● WHAT IS NEEDED
Copy every line with the string "screenshot" in it.

## BEGIN

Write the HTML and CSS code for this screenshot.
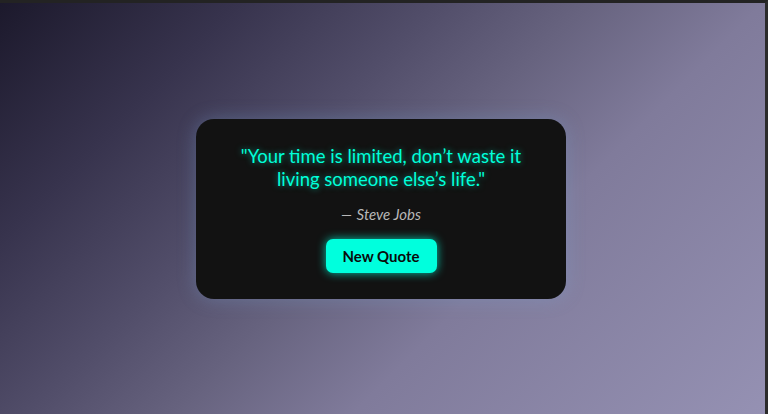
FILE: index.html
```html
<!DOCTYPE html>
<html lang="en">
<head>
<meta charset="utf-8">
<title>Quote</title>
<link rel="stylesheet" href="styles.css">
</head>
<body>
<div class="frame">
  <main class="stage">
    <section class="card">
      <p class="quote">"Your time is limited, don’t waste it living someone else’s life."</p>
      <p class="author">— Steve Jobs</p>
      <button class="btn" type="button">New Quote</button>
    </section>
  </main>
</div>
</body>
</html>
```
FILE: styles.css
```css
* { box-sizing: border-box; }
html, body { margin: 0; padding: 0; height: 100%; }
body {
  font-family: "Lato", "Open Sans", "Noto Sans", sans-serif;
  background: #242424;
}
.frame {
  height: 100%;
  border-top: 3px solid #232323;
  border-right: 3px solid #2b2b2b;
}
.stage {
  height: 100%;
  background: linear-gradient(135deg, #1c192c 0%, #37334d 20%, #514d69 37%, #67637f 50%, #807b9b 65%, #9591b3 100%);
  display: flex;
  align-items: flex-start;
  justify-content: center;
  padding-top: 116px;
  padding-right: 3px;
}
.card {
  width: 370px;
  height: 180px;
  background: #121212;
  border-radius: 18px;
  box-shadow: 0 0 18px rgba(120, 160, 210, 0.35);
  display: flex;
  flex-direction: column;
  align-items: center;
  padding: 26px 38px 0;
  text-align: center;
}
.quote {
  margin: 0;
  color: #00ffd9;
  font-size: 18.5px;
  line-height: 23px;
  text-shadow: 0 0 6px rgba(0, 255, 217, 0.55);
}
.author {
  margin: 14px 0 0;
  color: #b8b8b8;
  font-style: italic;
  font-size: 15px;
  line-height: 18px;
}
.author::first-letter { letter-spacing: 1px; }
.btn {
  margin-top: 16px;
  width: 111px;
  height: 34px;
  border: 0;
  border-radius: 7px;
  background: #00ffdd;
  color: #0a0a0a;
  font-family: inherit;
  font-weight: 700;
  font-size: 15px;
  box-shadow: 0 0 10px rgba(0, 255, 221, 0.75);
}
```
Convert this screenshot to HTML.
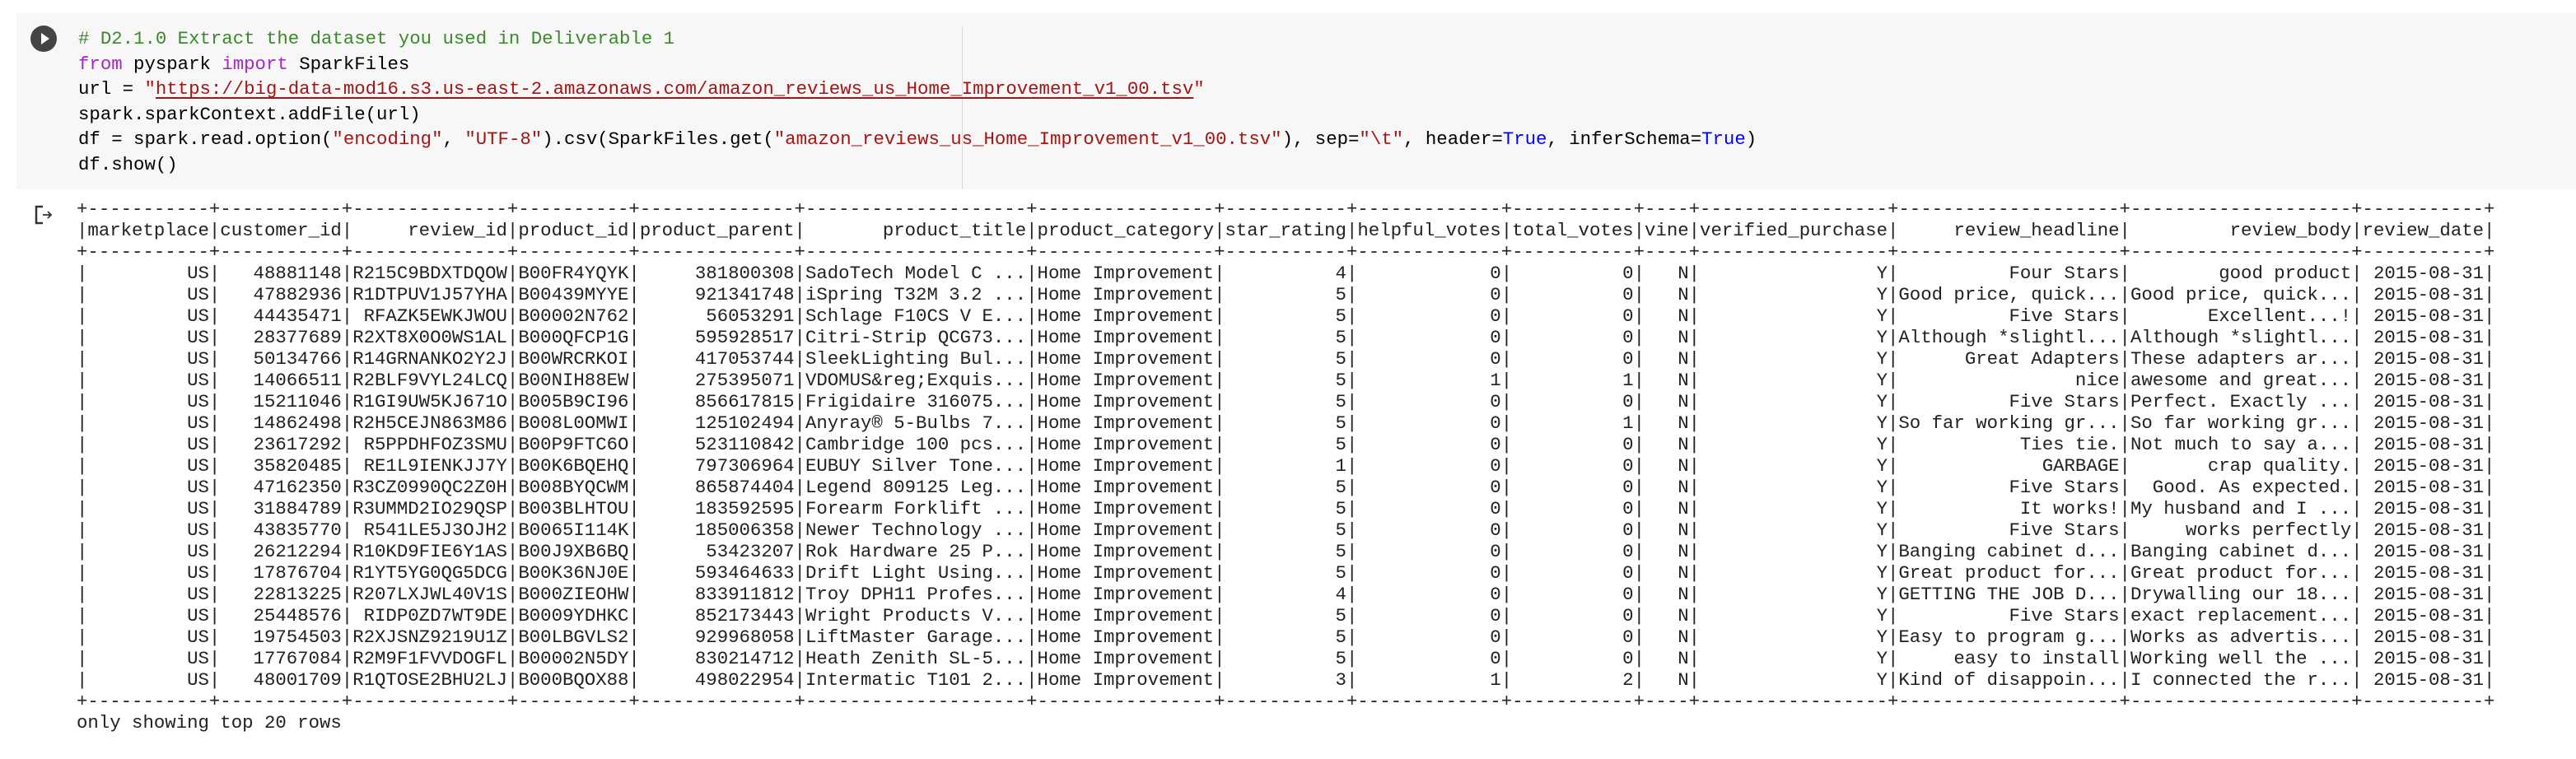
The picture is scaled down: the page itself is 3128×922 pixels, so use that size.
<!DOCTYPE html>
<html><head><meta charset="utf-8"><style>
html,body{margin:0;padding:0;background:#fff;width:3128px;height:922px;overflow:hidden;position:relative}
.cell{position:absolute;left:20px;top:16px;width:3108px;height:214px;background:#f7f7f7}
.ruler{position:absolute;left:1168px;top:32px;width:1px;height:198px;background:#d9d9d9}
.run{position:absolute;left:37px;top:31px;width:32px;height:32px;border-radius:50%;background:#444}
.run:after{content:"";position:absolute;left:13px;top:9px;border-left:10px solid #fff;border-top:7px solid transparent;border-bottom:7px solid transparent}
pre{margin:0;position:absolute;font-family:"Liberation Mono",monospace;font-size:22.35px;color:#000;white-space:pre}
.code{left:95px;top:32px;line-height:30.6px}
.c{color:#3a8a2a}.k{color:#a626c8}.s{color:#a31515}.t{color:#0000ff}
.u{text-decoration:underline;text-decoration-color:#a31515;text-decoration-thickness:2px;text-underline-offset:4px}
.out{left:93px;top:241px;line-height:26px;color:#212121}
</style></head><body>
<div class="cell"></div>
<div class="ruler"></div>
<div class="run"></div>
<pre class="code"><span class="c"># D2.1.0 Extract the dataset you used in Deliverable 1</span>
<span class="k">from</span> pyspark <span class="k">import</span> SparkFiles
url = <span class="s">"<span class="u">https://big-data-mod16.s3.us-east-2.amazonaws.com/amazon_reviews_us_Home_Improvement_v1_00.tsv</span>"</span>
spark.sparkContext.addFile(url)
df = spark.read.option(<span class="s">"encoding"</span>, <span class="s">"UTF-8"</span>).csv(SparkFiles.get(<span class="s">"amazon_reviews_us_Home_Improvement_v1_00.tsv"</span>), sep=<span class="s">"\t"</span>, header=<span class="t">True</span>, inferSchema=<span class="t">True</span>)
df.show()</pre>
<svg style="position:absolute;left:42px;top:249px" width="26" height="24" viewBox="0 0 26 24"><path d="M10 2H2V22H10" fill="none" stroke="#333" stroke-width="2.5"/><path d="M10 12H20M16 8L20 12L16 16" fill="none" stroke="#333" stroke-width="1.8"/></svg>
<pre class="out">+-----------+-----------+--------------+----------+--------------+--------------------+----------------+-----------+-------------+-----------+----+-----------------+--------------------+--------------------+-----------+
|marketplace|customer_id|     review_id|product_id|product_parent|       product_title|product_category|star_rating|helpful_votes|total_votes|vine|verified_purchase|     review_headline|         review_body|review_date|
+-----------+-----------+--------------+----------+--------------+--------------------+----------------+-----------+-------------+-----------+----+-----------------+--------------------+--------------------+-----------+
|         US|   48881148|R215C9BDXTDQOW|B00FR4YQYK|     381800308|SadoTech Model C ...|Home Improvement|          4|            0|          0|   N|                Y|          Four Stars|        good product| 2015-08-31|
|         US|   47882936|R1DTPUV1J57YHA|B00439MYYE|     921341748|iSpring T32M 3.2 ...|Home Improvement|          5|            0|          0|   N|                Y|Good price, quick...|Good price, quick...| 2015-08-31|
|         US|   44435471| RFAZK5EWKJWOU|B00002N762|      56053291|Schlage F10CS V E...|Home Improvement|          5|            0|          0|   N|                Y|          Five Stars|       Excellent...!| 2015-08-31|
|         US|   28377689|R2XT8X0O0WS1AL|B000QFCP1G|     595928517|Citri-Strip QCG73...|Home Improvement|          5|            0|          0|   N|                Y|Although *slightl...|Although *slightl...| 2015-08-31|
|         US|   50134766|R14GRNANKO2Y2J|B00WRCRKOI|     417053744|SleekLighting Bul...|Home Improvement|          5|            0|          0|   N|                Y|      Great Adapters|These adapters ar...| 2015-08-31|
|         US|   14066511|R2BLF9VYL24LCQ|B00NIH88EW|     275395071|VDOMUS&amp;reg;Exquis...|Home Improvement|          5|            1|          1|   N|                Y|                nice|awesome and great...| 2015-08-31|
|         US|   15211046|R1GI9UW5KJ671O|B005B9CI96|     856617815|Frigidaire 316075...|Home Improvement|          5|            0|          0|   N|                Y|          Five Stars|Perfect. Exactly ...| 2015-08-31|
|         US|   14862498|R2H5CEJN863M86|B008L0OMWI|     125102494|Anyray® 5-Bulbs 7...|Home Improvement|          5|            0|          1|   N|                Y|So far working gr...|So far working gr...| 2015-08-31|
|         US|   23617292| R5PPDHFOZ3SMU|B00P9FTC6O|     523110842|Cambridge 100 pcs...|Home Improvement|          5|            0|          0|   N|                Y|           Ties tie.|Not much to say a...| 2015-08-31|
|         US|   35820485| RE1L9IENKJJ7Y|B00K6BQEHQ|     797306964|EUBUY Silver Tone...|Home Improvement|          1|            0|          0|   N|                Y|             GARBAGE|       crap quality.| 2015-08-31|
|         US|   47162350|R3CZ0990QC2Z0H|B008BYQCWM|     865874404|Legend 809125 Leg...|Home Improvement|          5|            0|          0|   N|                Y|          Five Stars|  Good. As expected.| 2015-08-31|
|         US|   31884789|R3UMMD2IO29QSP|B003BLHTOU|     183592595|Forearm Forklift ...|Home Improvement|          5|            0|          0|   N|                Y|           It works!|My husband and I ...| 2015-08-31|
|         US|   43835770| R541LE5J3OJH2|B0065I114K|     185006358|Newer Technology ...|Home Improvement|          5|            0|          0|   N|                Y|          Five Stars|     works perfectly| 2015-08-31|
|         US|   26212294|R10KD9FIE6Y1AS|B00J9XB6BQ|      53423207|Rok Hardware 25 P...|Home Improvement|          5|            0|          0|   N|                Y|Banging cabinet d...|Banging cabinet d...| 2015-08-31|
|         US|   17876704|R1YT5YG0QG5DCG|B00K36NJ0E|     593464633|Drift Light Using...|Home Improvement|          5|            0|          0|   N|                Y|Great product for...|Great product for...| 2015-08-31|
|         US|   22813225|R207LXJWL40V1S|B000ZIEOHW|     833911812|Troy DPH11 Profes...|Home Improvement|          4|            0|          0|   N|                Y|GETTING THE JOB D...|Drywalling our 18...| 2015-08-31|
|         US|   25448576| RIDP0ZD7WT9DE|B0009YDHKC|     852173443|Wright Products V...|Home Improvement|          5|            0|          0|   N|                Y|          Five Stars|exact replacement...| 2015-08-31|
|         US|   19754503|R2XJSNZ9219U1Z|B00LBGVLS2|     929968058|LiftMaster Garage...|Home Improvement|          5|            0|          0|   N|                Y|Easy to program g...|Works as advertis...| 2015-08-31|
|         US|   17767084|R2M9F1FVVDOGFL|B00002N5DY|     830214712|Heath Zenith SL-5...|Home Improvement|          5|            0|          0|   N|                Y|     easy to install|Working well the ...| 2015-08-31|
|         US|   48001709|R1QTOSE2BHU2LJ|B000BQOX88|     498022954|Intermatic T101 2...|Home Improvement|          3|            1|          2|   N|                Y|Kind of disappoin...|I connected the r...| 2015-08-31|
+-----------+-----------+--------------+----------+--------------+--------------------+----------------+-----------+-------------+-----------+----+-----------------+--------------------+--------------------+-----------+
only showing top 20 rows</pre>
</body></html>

## END

● OUTPUT OF THE EXERCISE
Write the HTML and CSS code for this screenshot.
Convert this screenshot to HTML.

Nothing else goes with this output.